__TASK GOAL__. Copy all the data exactly, except the pictures.

__RECORDS SUPPLIED__.
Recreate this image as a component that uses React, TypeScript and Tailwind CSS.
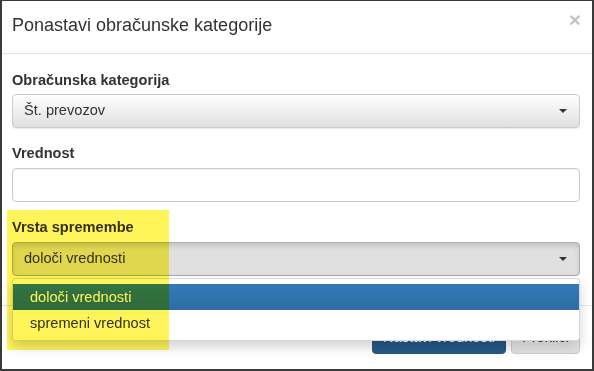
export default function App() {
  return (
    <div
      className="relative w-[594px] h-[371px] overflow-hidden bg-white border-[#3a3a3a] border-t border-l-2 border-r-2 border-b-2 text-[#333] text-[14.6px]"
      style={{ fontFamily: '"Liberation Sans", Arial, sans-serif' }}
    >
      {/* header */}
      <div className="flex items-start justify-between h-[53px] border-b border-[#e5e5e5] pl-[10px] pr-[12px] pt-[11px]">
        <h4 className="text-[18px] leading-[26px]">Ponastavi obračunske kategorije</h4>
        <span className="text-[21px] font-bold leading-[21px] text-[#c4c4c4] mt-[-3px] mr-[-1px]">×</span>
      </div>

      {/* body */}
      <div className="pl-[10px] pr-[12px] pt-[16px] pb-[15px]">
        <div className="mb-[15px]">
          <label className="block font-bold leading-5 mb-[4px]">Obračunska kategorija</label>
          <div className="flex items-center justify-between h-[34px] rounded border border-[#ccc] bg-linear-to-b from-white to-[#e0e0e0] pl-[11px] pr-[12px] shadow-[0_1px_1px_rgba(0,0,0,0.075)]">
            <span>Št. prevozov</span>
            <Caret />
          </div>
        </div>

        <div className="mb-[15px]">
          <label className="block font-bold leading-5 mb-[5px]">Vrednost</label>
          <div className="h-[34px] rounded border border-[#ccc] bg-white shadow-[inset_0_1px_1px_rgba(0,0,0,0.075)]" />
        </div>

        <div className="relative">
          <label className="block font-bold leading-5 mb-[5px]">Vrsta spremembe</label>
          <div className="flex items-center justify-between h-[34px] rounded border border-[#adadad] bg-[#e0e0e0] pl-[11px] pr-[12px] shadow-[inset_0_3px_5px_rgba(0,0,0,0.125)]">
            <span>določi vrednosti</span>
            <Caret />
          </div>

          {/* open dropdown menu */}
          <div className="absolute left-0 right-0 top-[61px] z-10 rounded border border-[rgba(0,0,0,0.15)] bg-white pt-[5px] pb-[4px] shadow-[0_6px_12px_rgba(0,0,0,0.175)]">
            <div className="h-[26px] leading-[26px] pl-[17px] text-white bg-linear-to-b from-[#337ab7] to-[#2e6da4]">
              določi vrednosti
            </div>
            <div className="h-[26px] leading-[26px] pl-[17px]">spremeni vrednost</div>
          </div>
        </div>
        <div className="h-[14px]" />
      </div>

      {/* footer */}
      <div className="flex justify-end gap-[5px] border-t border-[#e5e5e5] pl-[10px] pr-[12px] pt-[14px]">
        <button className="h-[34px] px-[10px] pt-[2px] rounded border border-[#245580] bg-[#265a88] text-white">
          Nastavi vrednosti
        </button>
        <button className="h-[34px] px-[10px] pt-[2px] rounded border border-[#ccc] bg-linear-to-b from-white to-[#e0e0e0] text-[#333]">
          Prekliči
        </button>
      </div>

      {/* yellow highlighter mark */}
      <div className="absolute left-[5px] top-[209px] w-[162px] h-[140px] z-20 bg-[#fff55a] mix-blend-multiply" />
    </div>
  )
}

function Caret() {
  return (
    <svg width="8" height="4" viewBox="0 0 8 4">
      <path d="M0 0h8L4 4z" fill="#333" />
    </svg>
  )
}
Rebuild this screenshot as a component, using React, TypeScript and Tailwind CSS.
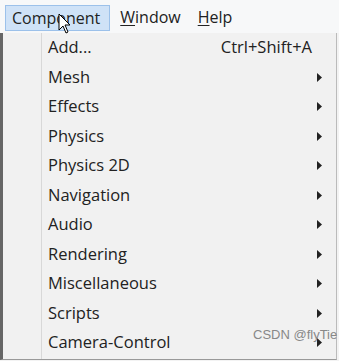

__EXERCISE ANSWER__.
Recreate this image as a component that uses React, TypeScript and Tailwind CSS.
export default function App() {
  return (
    <div
      className="relative w-[594px] h-[371px] overflow-hidden bg-white border-[#3a3a3a] border-t border-l-2 border-r-2 border-b-2 text-[#333] text-[14.6px]"
      style={{ fontFamily: '"Liberation Sans", Arial, sans-serif' }}
    >
      {/* header */}
      <div className="flex items-start justify-between h-[53px] border-b border-[#e5e5e5] pl-[10px] pr-[12px] pt-[11px]">
        <h4 className="text-[18px] leading-[26px]">Ponastavi obračunske kategorije</h4>
        <span className="text-[21px] font-bold leading-[21px] text-[#c4c4c4] mt-[-3px] mr-[-1px]">×</span>
      </div>

      {/* body */}
      <div className="pl-[10px] pr-[12px] pt-[16px] pb-[15px]">
        <div className="mb-[15px]">
          <label className="block font-bold leading-5 mb-[4px]">Obračunska kategorija</label>
          <div className="flex items-center justify-between h-[34px] rounded border border-[#ccc] bg-linear-to-b from-white to-[#e0e0e0] pl-[11px] pr-[12px] shadow-[0_1px_1px_rgba(0,0,0,0.075)]">
            <span>Št. prevozov</span>
            <Caret />
          </div>
        </div>

        <div className="mb-[15px]">
          <label className="block font-bold leading-5 mb-[5px]">Vrednost</label>
          <div className="h-[34px] rounded border border-[#ccc] bg-white shadow-[inset_0_1px_1px_rgba(0,0,0,0.075)]" />
        </div>

        <div className="relative">
          <label className="block font-bold leading-5 mb-[5px]">Vrsta spremembe</label>
          <div className="flex items-center justify-between h-[34px] rounded border border-[#adadad] bg-[#e0e0e0] pl-[11px] pr-[12px] shadow-[inset_0_3px_5px_rgba(0,0,0,0.125)]">
            <span>določi vrednosti</span>
            <Caret />
          </div>

          {/* open dropdown menu */}
          <div className="absolute left-0 right-0 top-[61px] z-10 rounded border border-[rgba(0,0,0,0.15)] bg-white pt-[5px] pb-[4px] shadow-[0_6px_12px_rgba(0,0,0,0.175)]">
            <div className="h-[26px] leading-[26px] pl-[17px] text-white bg-linear-to-b from-[#337ab7] to-[#2e6da4]">
              določi vrednosti
            </div>
            <div className="h-[26px] leading-[26px] pl-[17px]">spremeni vrednost</div>
          </div>
        </div>
        <div className="h-[14px]" />
      </div>

      {/* footer */}
      <div className="flex justify-end gap-[5px] border-t border-[#e5e5e5] pl-[10px] pr-[12px] pt-[14px]">
        <button className="h-[34px] px-[10px] pt-[2px] rounded border border-[#245580] bg-[#265a88] text-white">
          Nastavi vrednosti
        </button>
        <button className="h-[34px] px-[10px] pt-[2px] rounded border border-[#ccc] bg-linear-to-b from-white to-[#e0e0e0] text-[#333]">
          Prekliči
        </button>
      </div>

      {/* yellow highlighter mark */}
      <div className="absolute left-[5px] top-[209px] w-[162px] h-[140px] z-20 bg-[#fff55a] mix-blend-multiply" />
    </div>
  )
}

function Caret() {
  return (
    <svg width="8" height="4" viewBox="0 0 8 4">
      <path d="M0 0h8L4 4z" fill="#333" />
    </svg>
  )
}
Rebuild this screenshot as a component, using React, TypeScript and Tailwind CSS.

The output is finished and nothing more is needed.